As Fredericksburg (Virginia) Free-Lance Star reported recently: "Two board members, Courtland representative Rabih Abuismail and Livingston representative Kirk Twigg, said they would like to see the removed books burned.
'I think we should throw those books in a fire,' Abuismail said, and Twigg said he wants to 'see the books before we burn them so we can identify within our community that we are eradicating this bad stuff.'
Abuismail reportedly added that allowing one particular book to remain on the shelves even briefly meant the schools 'would rather have our kids reading gay pornography than about Christ.'"
It is easy to caricature a particular movement with some of its most extreme promoters. And there is a demonstrated history of efforts to ban books in schools, including by liberals.

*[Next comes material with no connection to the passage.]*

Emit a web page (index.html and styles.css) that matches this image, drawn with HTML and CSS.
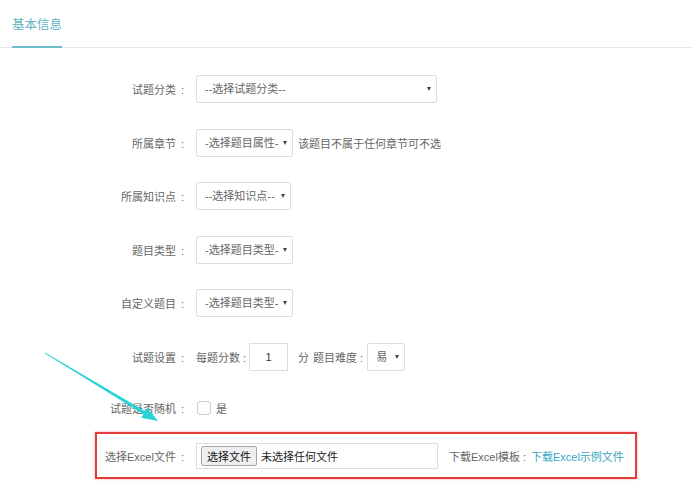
FILE: index.html
```html
<!DOCTYPE html>
<html lang="zh-CN">
<head>
    <meta charset="UTF-8">
    <meta name="viewport" content="width=device-width, initial-scale=1.0">
    <title>基本信息</title>
    <link rel="stylesheet" href="styles.css">
</head>
<body>
    <div class="tabs">
        <span class="tab active">基本信息</span>
    </div>
    <form class="form">
        <div class="row">
            <label class="label">试题分类</label>
            <span class="select wide"><select><option>--选择试题分类--</option></select></span>
        </div>
        <div class="row">
            <label class="label">所属章节</label>
            <span class="select"><select><option>-选择题目属性-</option></select></span>
            <span class="hint">该题目不属于任何章节可不选</span>
        </div>
        <div class="row">
            <label class="label">所属知识点</label>
            <span class="select narrow"><select><option>--选择知识点--</option></select></span>
        </div>
        <div class="row">
            <label class="label">题目类型</label>
            <span class="select"><select><option>-选择题目类型-</option></select></span>
        </div>
        <div class="row">
            <label class="label">自定义题目</label>
            <span class="select"><select><option>-选择题目类型-</option></select></span>
        </div>
        <div class="row">
            <label class="label">试题设置</label>
            <span class="text">每题分数<span class="colon">:</span></span>
            <input class="score" type="text" value="1">
            <span class="text unit">分</span>
            <span class="text level">题目难度<span class="colon">:</span></span>
            <span class="select tiny"><select><option>易</option></select></span>
        </div>
        <div class="row row-check">
            <label class="label">试题是否随机</label>
            <span class="checkbox"></span>
            <span class="text">是</span>
        </div>
        <div class="row row-file">
            <label class="label">选择Excel文件</label>
            <span class="file">
                <button type="button" class="file-btn">选择文件</button>
                <span class="file-name">未选择任何文件</span>
            </span>
            <span class="text download">下载Excel模板<span class="colon">:</span></span>
            <a href="#" class="link">下载Excel示例文件</a>
        </div>
    </form>

    <!-- annotation -->
    <div class="highlight"></div>
    <svg class="arrow" width="692" height="484" viewBox="0 0 692 484">
        <polygon points="45,352.4 145.2,411.2 147.4,407.6 158,421 141.2,417.8 143.4,414.2 45,353.6" fill="#27d3d6"/>
    </svg>
</body>
</html>
```

FILE: styles.css
```css
body {
    margin: 0;
    font-family: "Liberation Sans", "Noto Sans CJK SC", sans-serif;
    font-size: 11px;
    color: #666;
    background-color: #fff;
}
.tabs {
    height: 47px;
    padding-left: 12px;
    border-bottom: 1px solid #e6e6e6;
}
.tab {
    display: inline-block;
    box-sizing: border-box;
    height: 48px;
    line-height: 50px;
    font-size: 12.5px;
    color: #5fb3c4;
    border-bottom: 2px solid #6bbccb;
}
.form {
    padding: 27px 0 0 0;
}
.row {
    display: flex;
    align-items: center;
    height: 28px;
    margin-bottom: 25.6px;
}
.row-check {
    margin-top: -2.6px;
    margin-bottom: 20px;
}
.label {
    width: 100px;
    margin-left: 88px;
    margin-right: 8px;
    text-align: right;
    flex-shrink: 0;
}
.label::after {
    content: ":";
    margin: 0 4px 0 5px;
}
.colon {
    margin: 0 2px 0 3px;
}
.select {
    position: relative;
    display: inline-block;
    width: 97px;
    height: 28px;
}
.select.wide { width: 241px; }
.select.narrow { width: 95px; }
.select.tiny { width: 38px; }
.select select {
    -webkit-appearance: none;
    appearance: none;
    width: 100%;
    height: 100%;
    border: 1px solid #ddd;
    border-radius: 2px;
    background-color: #fff;
    padding: 0 0 0 8px;
    font-family: inherit;
    font-size: 11px;
    color: #666;
    outline: none;
}
.select::after {
    content: "";
    position: absolute;
    right: 6px;
    top: 12px;
    border-left: 2.5px solid transparent;
    border-right: 2.5px solid transparent;
    border-top: 4px solid #444;
}
.hint {
    margin-left: 5px;
}
.text {
    white-space: nowrap;
}
.score {
    box-sizing: border-box;
    width: 39px;
    height: 28px;
    margin-left: 1px;
    border: 1px solid #ddd;
    text-align: center;
    font-family: inherit;
    font-size: 11px;
    color: #333;
    outline: none;
}
.unit {
    margin-left: 10px;
    margin-right: 4px;
}
.level .colon {
    margin-right: 4px;
}
.checkbox {
    display: inline-block;
    width: 12px;
    height: 12px;
    border: 1px solid #ccc;
    border-radius: 3px;
    margin-left: 1px;
    margin-right: 5px;
}
.file {
    box-sizing: border-box;
    display: flex;
    align-items: center;
    width: 242px;
    height: 26px;
    border: 1px solid #ddd;
    padding-left: 4px;
}
.file-btn {
    height: 20px;
    padding: 0 5px;
    border: 1px solid #a6a6a6;
    border-radius: 2px;
    background-color: #efefef;
    font-family: inherit;
    font-size: 11px;
    color: #111;
}
.file-name {
    margin-left: 4px;
    color: #222;
}
.download {
    margin-left: 11px;
}
.download .colon {
    margin-right: 5px;
}
.link {
    color: #3aa6c2;
    text-decoration: none;
}
.highlight {
    position: absolute;
    left: 95px;
    top: 432px;
    width: 538px;
    height: 43px;
    border: 2px solid #e53c3c;
    box-shadow: 0 0 2px rgba(229, 60, 60, 0.5);
    pointer-events: none;
}
.arrow {
    position: absolute;
    left: 0;
    top: 0;
    pointer-events: none;
}
```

Such efforts have often involved classics such as Adventures of Huckleberry Finn, To Kill A Mockingbird and Of Mice and Men for their depictions of race and use of racist language more commonly used at the time the books were written. More recently, conservatives have often challenged books teaching children about LGBTQ issues. And, not too long ago, they wanted to remove Dr. Seuss from library shelves.

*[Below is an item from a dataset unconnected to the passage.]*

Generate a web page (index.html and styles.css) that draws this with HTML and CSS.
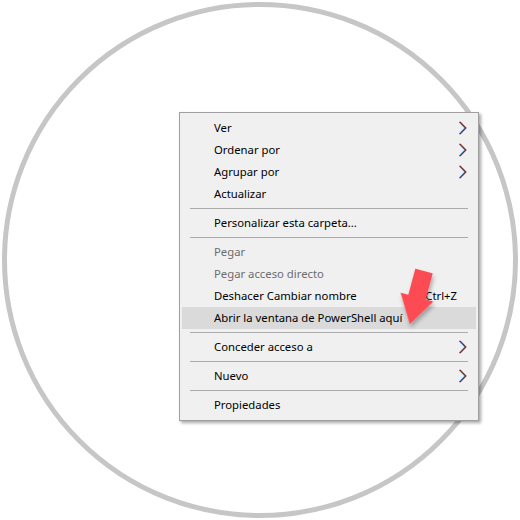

But advocates say what is happening now is more pronounced.
What has taken us aback this year is the intensity with which school libraries are under attack, according to National Coalition Against Censorship.

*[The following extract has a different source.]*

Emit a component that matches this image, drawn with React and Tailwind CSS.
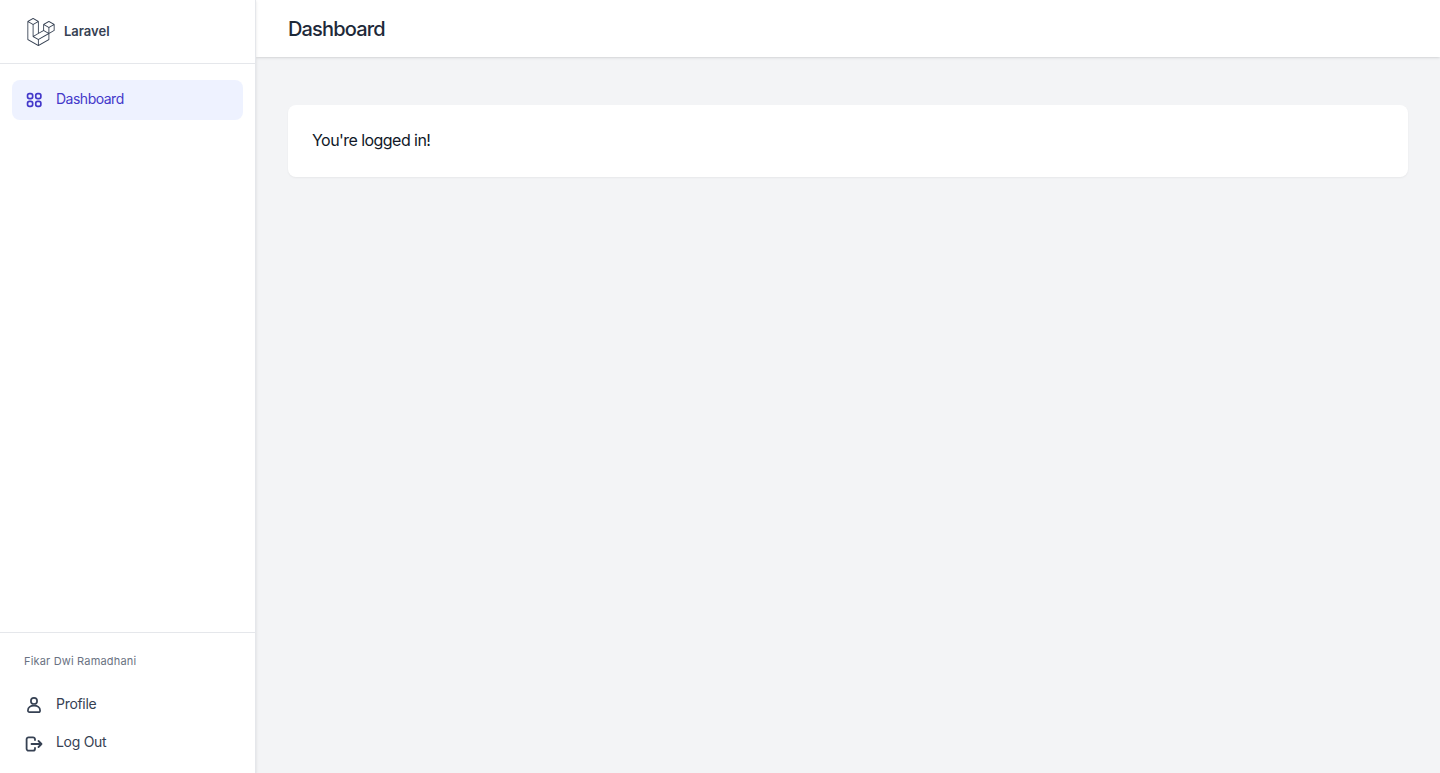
import { SiLaravel } from 'react-icons/si';

function GridIcon() {
  return (
    <svg width="20" height="20" viewBox="0 0 20 20" fill="none" stroke="currentColor" strokeWidth="1.7" className="shrink-0">
      <rect x="3.55" y="3.55" width="5.1" height="5.1" rx="1.9" />
      <rect x="11.75" y="3.55" width="5.1" height="5.1" rx="1.9" />
      <rect x="3.55" y="11.35" width="5.1" height="5.1" rx="1.9" />
      <rect x="11.75" y="11.35" width="5.1" height="5.1" rx="1.9" />
    </svg>
  );
}

function UserIcon() {
  return (
    <svg width="20" height="20" viewBox="0 0 20 20" fill="none" stroke="currentColor" strokeWidth="1.7" className="mt-0.5 shrink-0">
      <circle cx="10" cy="5.9" r="3.1" />
      <path d="M3.9 15.4c0-2.9 2.6-4.7 6.1-4.7s6.1 1.8 6.1 4.7c0 1-.7 1.7-1.6 1.7H5.5c-.9 0-1.6-.7-1.6-1.7z" />
    </svg>
  );
}

function LogoutIcon() {
  return (
    <svg width="20" height="20" viewBox="0 0 20 20" fill="none" stroke="currentColor" strokeWidth="1.8" strokeLinecap="round" strokeLinejoin="round" className="mt-0.5 shrink-0">
      <path d="M11 7V6.3a2 2 0 0 0-2-2H4.6a2 2 0 0 0-2 2v9.4a2 2 0 0 0 2 2H9a2 2 0 0 0 2-2V15" />
      <path d="M7.5 11h10M14.5 8l3 3-3 3" />
    </svg>
  );
}

function App() {
  return (
    <div className="flex h-screen bg-gray-100 font-['Inter',sans-serif] text-gray-900">
      {/* sidebar */}
      <aside className="z-10 flex w-64 shrink-0 flex-col border-r border-gray-200 bg-white shadow-sm">
        <div className="flex h-16 items-center gap-[9px] border-b border-gray-200 pl-[27px]">
          <SiLaravel size={28} className="text-gray-700" />
          <span className="text-[13px] font-semibold tracking-[0px] text-gray-700">Laravel</span>
        </div>
        <nav className="flex-1 px-3 py-4">
          <a className="flex h-10 items-center gap-3 rounded-lg bg-indigo-50 px-3 text-[#4338ca]">
            <GridIcon />
            <span className="mb-0.5 text-sm tracking-[-0.5px]">Dashboard</span>
          </a>
        </nav>
        <div className="border-t border-gray-200 px-3 pt-5 pb-3">
          <p className="px-3 text-[11px] leading-4 tracking-[0.18px] text-gray-500">Fikar Dwi Ramadhani</p>
          <div className="mt-4 flex flex-col">
            <a className="flex h-[38px] items-center gap-3 px-3 text-gray-700">
              <UserIcon />
              <span className="text-sm tracking-[-0.3px]">Profile</span>
            </a>
            <a className="flex h-[38px] items-center gap-3 px-3 text-gray-700">
              <LogoutIcon />
              <span className="text-sm tracking-[-0.3px]">Log Out</span>
            </a>
          </div>
        </div>
      </aside>

      {/* main */}
      <div className="flex min-w-0 flex-1 flex-col">
        <header className="flex h-[57px] items-center bg-white px-8 shadow-sm">
          <h1 className="text-xl font-[550] tracking-[-0.85px] text-gray-800">Dashboard</h1>
        </header>
        <main className="px-8 py-12">
          <div className="rounded-lg bg-white px-6 pt-[23px] pb-[25px] shadow-[0_1px_2px_0_rgb(0_0_0/0.05)]">
            <p className="text-base tracking-[-0.55px]">You're logged in!</p>
          </div>
        </main>
      </div>
    </div>
  );
}

export default App;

The apparent coordination of the effort sets it apart. Particularly when taken in concert with the legislative attempts to control school curricula, this feels like a more overarching attempt to purge schools of materials with which people disagree. It feels different than what we have seen in recent years.
Even as the news broke about the Virginia election, another school board just outside Wichita, announced that it was removing 29 books from circulation. Among them were another Morrison book, The Bluest Eye, and writings about racism in America including August Wilson’s Pulitzer Prize-winning play “Fences," as well as They Called Themselves the K.K.K., a history of the white supremacist group. The books have not technically been banned, but rather are not available for checking out pending a review.
The day before, Texas Republican Governor Greg Abbott issued an executive order calling on state education officials to review the books available to students for “pornography and other obscene content." Abbott indicated before the order that such content needed to be examined and removed if it was found. He reportedly did not specify what the “obscene content” standard for books should be.
Abbott added later that Texas Education Agency should report any instances of pornography being made available to minors “for prosecution to the fullest extent of the law."
The effort builds upon a review launched recently by Republican state Representative Michael Krause, who is running for state attorney general. Krause is targeting books that “contain material that might make students feel discomfort, guilt, anguish, or any other form of psychological distress because of their race or sex or convey that a student, by virtue of their race or sex, is inherently racist, sexist, or oppressive, whether consciously or unconsciously.”
Krause does not say what he intends to recommend about such books, but he accompanied his inquiry with a list of more than 800 of them, including Pulitzer Prize winner The Confessions of Nat Turner by William Styron and Pulitzer finalist Between the World and Me by Ta-Nehisi Coates.
There has also been an effort by Republicans in Wisconsin not focused on books, but broadly on the use of certain terminology in teaching students. As The Hill's Reid Wilson reported about the state GOP’s particular effort to ban Critical Race Theory from schools:
"[State Rep. Chuck] Wichgers (R), who represents Muskego in the legislature, attached an addendum to his legislation that included a list of 'terms and concepts' that would violate the bill if it became law.
Among those words: “Woke,” “whiteness,” “White supremacy,” “structural bias,” “structural racism,” “systemic bias” and “systemic racism.” The bill would also bar “abolitionist teaching,” in a state that sent more than 91,000 soldiers to fight with the Union Army in the Civil War.
The list of barred words or concepts includes “equity,” “inclusivity education,” “multiculturalism” and “patriarchy,” as well as “social justice” and “cultural awareness.”
Back in September, a school district in Pennsylvania reversed a year-long freeze on certain books almost exclusively by or about people of color. A similar thing happened in Katy, Texas, near Houston, where graphic novels about black children struggling to fit in were removed and quickly reinstated last month. Many such fights have been concentrated in Texas.
There has also been a recent effort by a conservative group in Tennessee to ban books written for young readers about the civil rights struggle. Supporters cite the anti-Critical Race Theory law the state passed earlier this year. And school officials in Virginia Beach recently announced they would review books, including ones about LGBTQ issues and Morrison’s The Bluest Eye, after complaints from school board members.
Indeed, oftentimes the books involved are the same.
As Los Angeles Times reported recently, such battles are part of a much larger debate over excluding books that has been injected with new intensity amid the anti-Critical Race Theorypush and now, apparently, with the demonstrated electoral success of that approach.
The Spotsylvania County, Virginia example is an important one on which to focus attention. While the two members floating burning books have aligned with conservatives, the vote was unanimous. It was 6-0 in favor of reviewing the books for sexually explicit content. School officials expressed confidence in their vetting process but acknowledged it is possible certain books with objectionable content got through that process.
The question, as with Critical Race Theory, is in how wide a net is cast. Sexually explicit content is one thing; targeting books that make students uncomfortable or deal in sensitive but very real subjects - like racial discrimination - is another.
There is clearly an audience in the conservative movement for more broadly excluding subjects involving the history of racism and how it might impact modern life. And while it is difficult to capture the targeting of books on a quantitative level nationwide, this is an undersold subplot in the conservative effort to raise concerns about what children might learn in school.